Existe uma variedade de métodos (alguns deles muito criativos) para alinhar os interesses de todas as partes que sustentam uma empresa. Sem criatividade, os espaços propícios para os acordos construtivos se estreitam e cresce o risco de se cair em confrontos que acabem afetando todos os agentes. A cobiça de alguns, a frustração de outros, a ignorância e a má-fé de muitos, só podem ser combatidas con transparência, informação clara, uma boa argumentação, e sólida credibilidade das partes. A confiança mútua, esse bem intangível de enorme valor, muitas vezes ignorado e outras vezes afetado por comportamentos irresponsáveis, é, na verdade, o maior facilitador para uma negociação bem-sucedida. A corrupção, a necedade, a mesquinhez, a ignorância ou a indiferença pelas circunstâncias dos outros, podem descarrilar qualquer negociação. Ao contrário, uma boa dose de pragmatismo e criatividade, e um verdadeiro esforço das partes por entender os limites do possível, são condição necessária para continuar a avançar como parceiros no esforço de criação de riqueza.
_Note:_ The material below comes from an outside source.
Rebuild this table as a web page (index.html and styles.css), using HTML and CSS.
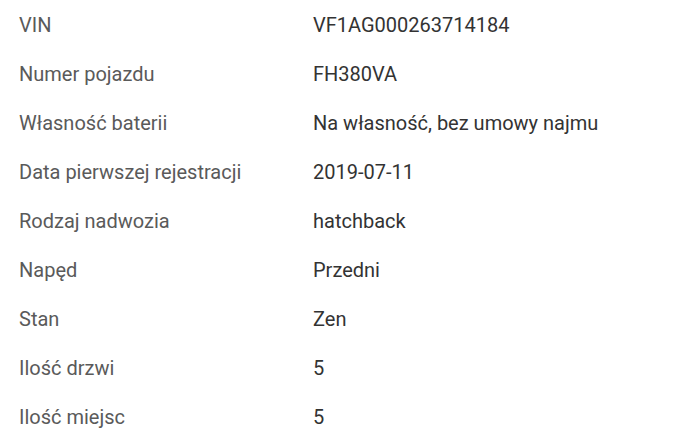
FILE: index.html
```html
<!DOCTYPE html>
<html lang="pl">
<head>
<meta charset="utf-8">
<link rel="stylesheet" href="styles.css">
</head>
<body>
<dl class="specs">
  <div class="row"><dt>VIN</dt><dd>VF1AG000263714184</dd></div>
  <div class="row"><dt>Numer pojazdu</dt><dd>FH380VA</dd></div>
  <div class="row"><dt>Własność baterii</dt><dd>Na własność, bez umowy najmu</dd></div>
  <div class="row"><dt>Data pierwszej rejestracji</dt><dd>2019-07-11</dd></div>
  <div class="row"><dt>Rodzaj nadwozia</dt><dd>hatchback</dd></div>
  <div class="row"><dt>Napęd</dt><dd>Przedni</dd></div>
  <div class="row"><dt>Stan</dt><dd>Zen</dd></div>
  <div class="row"><dt>Ilość drzwi</dt><dd>5</dd></div>
  <div class="row"><dt>Ilość miejsc</dt><dd>5</dd></div>
</dl>
</body>
</html>
```
FILE: styles.css
```css
html, body {
  margin: 0;
  padding: 0;
  background: #fff;
}
.specs {
  margin: 0;
  padding: 0 0 0 19px;
  font-family: Roboto, "Liberation Sans", sans-serif;
  font-size: 20px;
}
.row {
  display: grid;
  grid-template-columns: 294px 1fr;
  height: 49px;
  align-items: center;
}
dt {
  margin: 0;
  color: #5a5a5a;
}
dd {
  margin: 0;
  color: #333;
}
```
Em um mundo onde o egoísmo e o costume de tirar vantagem dos outros não escasseiam, pode parecer estranho que encerre este artigo lembrando que a economia, além dos parâmetros históricos e tecnológicos que a condicionam, é essencialmente constituída por relações entre pessoas e grupos. Essas relações são guiadas por interesses, mas também por valores. Daí que exista um espaço de trabalho essencial não só para aprender a alinhar construtivamente a diversidade de interesses que lutam por prevalecerem, mas também para que nós os trabalhadores, executivos ou donos de ativos reflexionemos, perante nossos valores, sobre a significação de nossos atos, e as conseqüências e responsabilidades que deles derivam.